**TO DO**. Scan the material and copy every line in which "React" appears.

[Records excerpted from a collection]
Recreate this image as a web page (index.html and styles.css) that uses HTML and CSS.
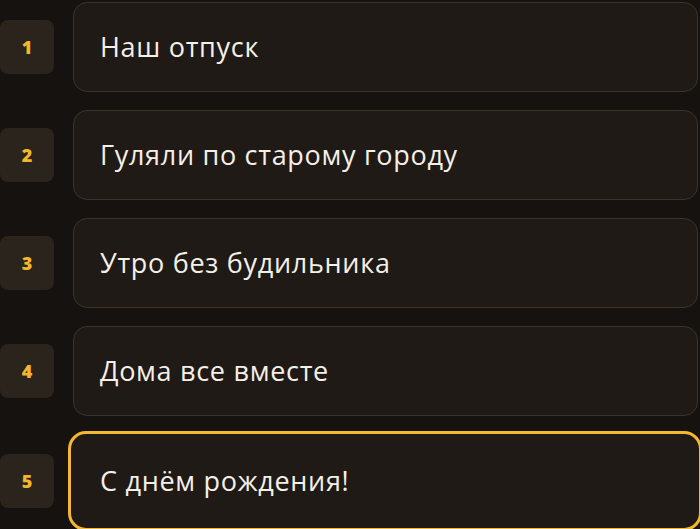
FILE: index.html
```html
<!DOCTYPE html>
<html lang="ru">
<head>
<meta charset="utf-8">
<link rel="stylesheet" href="styles.css">
</head>
<body>
<div class="list">
  <div class="row">
    <div class="num">1</div>
    <div class="card">Наш отпуск</div>
  </div>
  <div class="row">
    <div class="num">2</div>
    <div class="card">Гуляли по старому городу</div>
  </div>
  <div class="row">
    <div class="num">3</div>
    <div class="card">Утро без будильника</div>
  </div>
  <div class="row">
    <div class="num">4</div>
    <div class="card">Дома все вместе</div>
  </div>
  <div class="row row-active">
    <div class="num">5</div>
    <div class="card card-active">С днём рождения!</div>
  </div>
</div>
</body>
</html>
```
FILE: styles.css
```css
html, body {
  margin: 0;
  padding: 0;
  background: #15120f;
  overflow: hidden;
}
body {
  width: 700px;
  height: 529px;
  font-family: "Open Sans", "Noto Sans", sans-serif;
}
.list {
  display: flex;
  flex-direction: column;
  gap: 18px;
  padding-top: 2px;
  padding-right: 2px;
}
.row {
  display: flex;
  align-items: center;
  gap: 19px;
}
.num {
  flex: 0 0 54px;
  height: 54px;
  border-radius: 8px;
  background: #2a241c;
  color: #f4b62c;
  font-weight: 800;
  font-size: 18px;
  display: flex;
  align-items: center;
  justify-content: center;
}
.card {
  flex: 1;
  height: 90px;
  box-sizing: border-box;
  border: 1.5px solid #3a342b;
  border-radius: 14px;
  background: #1f1a15;
  color: #f4f0e8;
  font-size: 27px;
  font-weight: 500;
  letter-spacing: 0.7px;
  display: flex;
  align-items: center;
  padding-left: 26px;
  padding-bottom: 2px;
}
.row-active {
  margin-top: -3px;
  margin-right: -4px;
}
.row-active .num {
  margin-right: -5px;
}
.card-active {
  height: 100px;
  border: 3px solid #f5b731;
  border-radius: 18px;
  padding-left: 29px;
}
```
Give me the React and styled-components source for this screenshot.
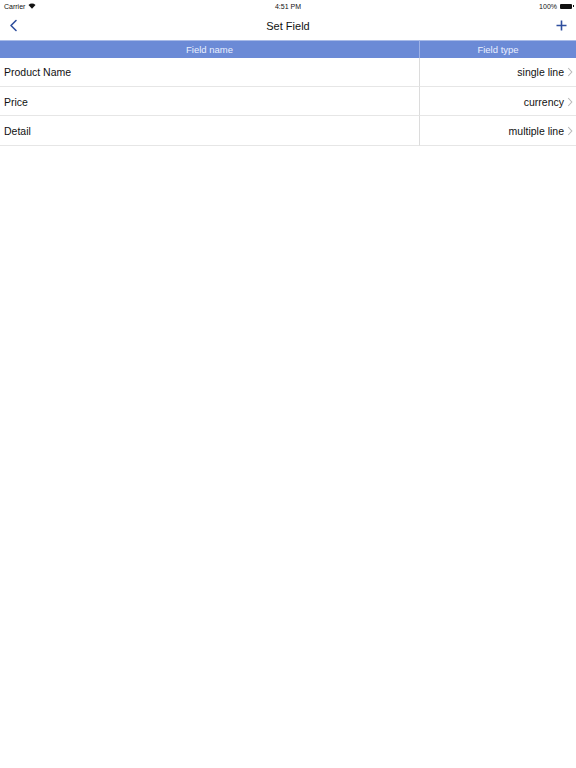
import React from "react";
import styled, { createGlobalStyle } from "styled-components";

const fields = [
  { name: "Product Name", type: "single line" },
  { name: "Price", type: "currency" },
  { name: "Detail", type: "multiple line" },
];

const GlobalStyle = createGlobalStyle`
  html, body {
    margin: 0;
    padding: 0;
    background: #fff;
    font-family: "Liberation Sans", Arial, sans-serif;
  }
`;

const Page = styled.div`
  width: 576px;
  height: 768px;
  background: #fff;
  display: flex;
  flex-direction: column;
`;

const StatusBar = styled.div`
  height: 12px;
  display: grid;
  grid-template-columns: 1fr auto 1fr;
  align-items: center;
  padding: 0 4px;
  font-size: 7px;
  color: #111;
`;

const StatusLeft = styled.div`
  display: flex;
  align-items: center;
  gap: 3px;
`;

const StatusRight = styled.div`
  display: flex;
  align-items: center;
  justify-content: flex-end;
  gap: 3px;
`;

const Battery = styled.div`
  width: 12px;
  height: 5px;
  background: #111;
  border-radius: 1px;
  position: relative;
  &:after {
    content: "";
    position: absolute;
    right: -2px;
    top: 1.5px;
    width: 1px;
    height: 2px;
    background: #111;
  }
`;

const NavBar = styled.div`
  height: 27.5px;
  display: grid;
  grid-template-columns: 40px 1fr 40px;
  align-items: center;
`;

const NavButton = styled.div`
  display: flex;
  align-items: center;
  justify-content: ${(p) => (p.right ? "flex-end" : "flex-start")};
  padding: ${(p) => (p.right ? "0 9px 0 0" : "0 0 0 9px")};
`;

const Title = styled.div`
  text-align: center;
  font-size: 11px;
  font-weight: 500;
  color: #111;
`;

const Table = styled.div`
  display: grid;
  grid-template-columns: 419px 1fr;
`;

const HeadCell = styled.div`
  height: 18px;
  background: #6b8ad6;
  color: #e9efff;
  font-size: 9.5px;
  display: flex;
  align-items: center;
  justify-content: center;
  border-top: 1px solid #a9bbe8;
  box-sizing: border-box;
  border-left: ${(p) => (p.divider ? "1px solid #9db1e6" : "none")};
`;

const Cell = styled.div`
  height: 29.4px;
  box-sizing: border-box;
  border-bottom: 1px solid #e6e6e6;
  display: flex;
  align-items: center;
  font-size: 10.5px;
  color: #111;
  padding-top: 1px;
  justify-content: ${(p) => (p.right ? "flex-end" : "flex-start")};
  padding-left: ${(p) => (p.right ? "0" : "4px")};
  padding-right: ${(p) => (p.right ? "3px" : "0")};
  border-left: ${(p) => (p.right ? "1px solid #dcdcdc" : "none")};
  gap: 3px;
`;

const Back = () => (
  <svg width="9" height="13" viewBox="0 0 9 13">
    <path d="M7 1.5 L2 6.5 L7 11.5" fill="none" stroke="#2f4f9e" strokeWidth="1.6" strokeLinecap="round" strokeLinejoin="round" />
  </svg>
);

const Plus = () => (
  <svg width="11" height="11" viewBox="0 0 11 11">
    <path d="M5.5 0.5 V10.5 M0.5 5.5 H10.5" stroke="#2f4f9e" strokeWidth="1.6" />
  </svg>
);

const Chevron = () => (
  <svg width="6" height="10" viewBox="0 0 6 10">
    <path d="M1.2 1 L4.8 5 L1.2 9" fill="none" stroke="#b9b9b9" strokeWidth="1.1" />
  </svg>
);

const Wifi = () => (
  <svg width="8" height="6" viewBox="0 0 8 6">
    <path d="M0.5 2 A5 5 0 0 1 7.5 2 L4 5.8 Z" fill="#111" />
  </svg>
);

export default function App() {
  return (
    <Page>
      <GlobalStyle />
      <StatusBar>
        <StatusLeft>
          Carrier <Wifi />
        </StatusLeft>
        <div>4:51 PM</div>
        <StatusRight>
          100% <Battery />
        </StatusRight>
      </StatusBar>
      <NavBar>
        <NavButton>
          <Back />
        </NavButton>
        <Title>Set Field</Title>
        <NavButton right>
          <Plus />
        </NavButton>
      </NavBar>
      <Table>
        <HeadCell>Field name</HeadCell>
        <HeadCell divider>Field type</HeadCell>
        {fields.map((f) => (
          <React.Fragment key={f.name}>
            <Cell>{f.name}</Cell>
            <Cell right>
              {f.type}
              <Chevron />
            </Cell>
          </React.Fragment>
        ))}
      </Table>
    </Page>
  );
}
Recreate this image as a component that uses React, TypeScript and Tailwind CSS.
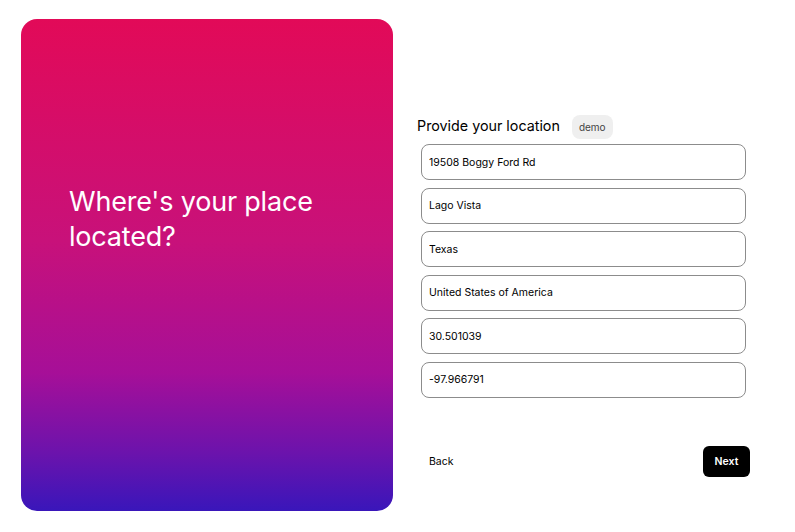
import React, { useState } from 'react';

const fields = [
  '19508 Boggy Ford Rd',
  'Lago Vista',
  'Texas',
  'United States of America',
  '30.501039',
  '-97.966791',
];

export default function App() {
  const [values, setValues] = useState(fields);

  return (
    <div className="flex min-h-[532px] w-full bg-white pl-[21px] pt-[19px] font-['Inter',sans-serif] text-black">
      {/* left hero card */}
      <div className="h-[492px] w-[372px] shrink-0 rounded-2xl bg-[linear-gradient(180deg,#e20a58_0%,#c8117a_45%,#a60f98_72%,#6c13ac_88%,#3916ba_100%)] px-12 pt-[165px]">
        <h1 className="text-[27px] leading-[35px] font-normal tracking-[-0.2px] text-white">
          Where's your place
          <br />
          located?
        </h1>
      </div>

      {/* form */}
      <div className="ml-6 flex w-[333px] flex-col pt-[96px]">
        <div className="flex h-6 items-center gap-3">
          <h2 className="-mt-[3px] text-[14.3px] leading-5">Provide your location</h2>
          <span className="rounded-lg bg-[#efefef] px-[7px] py-[5px] text-[10px] leading-[14px] text-[#444]">
            demo
          </span>
        </div>

        <div className="mx-1 mt-[5px] flex flex-col gap-[7.5px]">
          {values.map((v, i) => (
            <input
              key={i}
              value={v}
              onChange={(e) => {
                const next = [...values];
                next[i] = e.target.value;
                setValues(next);
              }}
              className="h-9 w-full rounded-lg border border-[#8c8c8c] px-[7px] text-[10.5px] text-black outline-none"
            />
          ))}
        </div>

        <div className="mt-12 flex items-center justify-between">
          <button className="px-3 py-2 text-[10.5px] text-black">Back</button>
          <button className="h-[31px] w-[47px] rounded-md bg-black text-[10.5px] font-semibold text-white">
            Next
          </button>
        </div>
      </div>
    </div>
  );
}
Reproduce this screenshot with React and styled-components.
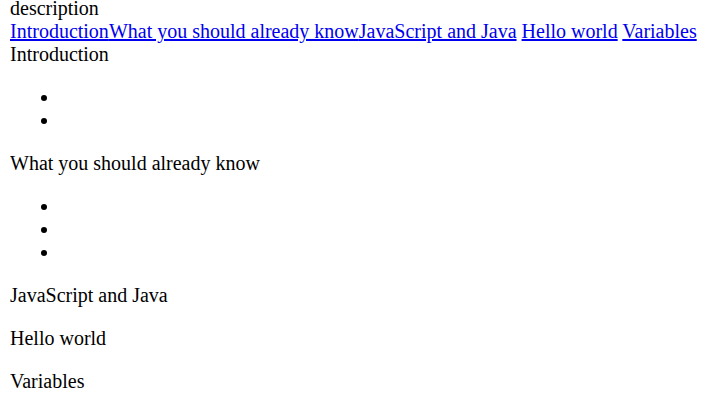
import React from 'react';
import styled, { createGlobalStyle } from 'styled-components';

const GlobalStyle = createGlobalStyle`
  body {
    margin: 0 10px;
    font-family: "Liberation Serif", "Times New Roman", serif;
    font-size: 20px;
    line-height: 23px;
    color: #000;
    background: #fff;
  }
`;

const Header = styled.header`
  margin-top: -3px;
`;

const Nav = styled.nav`
  display: block;
`;

const NavLink = styled.a`
  color: #0000ee;
  text-decoration: underline;
`;

const Section = styled.section`
  display: block;
`;

const SectionTitle = styled.header`
  display: block;
`;

const List = styled.ul`
  margin: 20px 0;
  padding-left: 50px;
`;

const Item = styled.li`
  height: 23px;
`;

const sections = [
  { id: 'intro', title: 'Introduction', items: 2 },
  { id: 'know', title: 'What you should already know', items: 3 },
  { id: 'js-java', title: 'JavaScript and Java', items: 0 },
  { id: 'hello', title: 'Hello world', items: 0 },
  { id: 'vars', title: 'Variables', items: 0 },
];

const App = () => {
  return (
    <>
      <GlobalStyle />
      <Header>description</Header>
      <Nav>
        <NavLink href="#intro">Introduction</NavLink><NavLink href="#know">What you should already know</NavLink><NavLink href="#js-java">JavaScript and Java</NavLink>{' '}
        <NavLink href="#hello">Hello world</NavLink>{' '}
        <NavLink href="#vars">Variables</NavLink>
      </Nav>
      <main>
        {sections.map((s) => (
          <Section key={s.id} id={s.id}>
            <SectionTitle>{s.title}</SectionTitle>
            <List>
              {Array.from({ length: s.items }).map((_, i) => (
                <Item key={i} />
              ))}
            </List>
          </Section>
        ))}
      </main>
    </>
  );
};

export default App;
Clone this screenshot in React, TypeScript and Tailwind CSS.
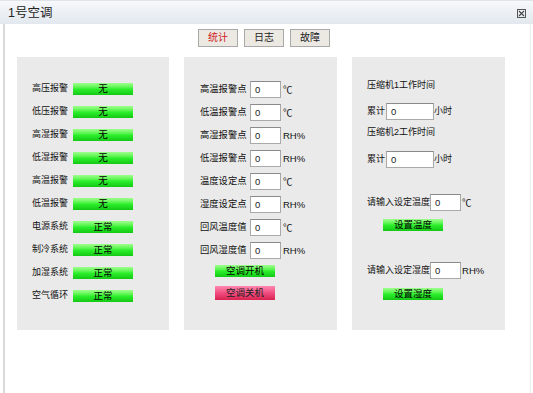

**WRITTEN RESPONSE**.
Give me the React and styled-components source for this screenshot.
import React from "react";
          <React.Fragment key={f.name}>
          </React.Fragment>
Recreate this image as a component that uses React, TypeScript and Tailwind CSS.
import React, { useState } from 'react';
Reproduce this screenshot with React and styled-components.
import React from 'react';
Clone this screenshot in React, TypeScript and Tailwind CSS.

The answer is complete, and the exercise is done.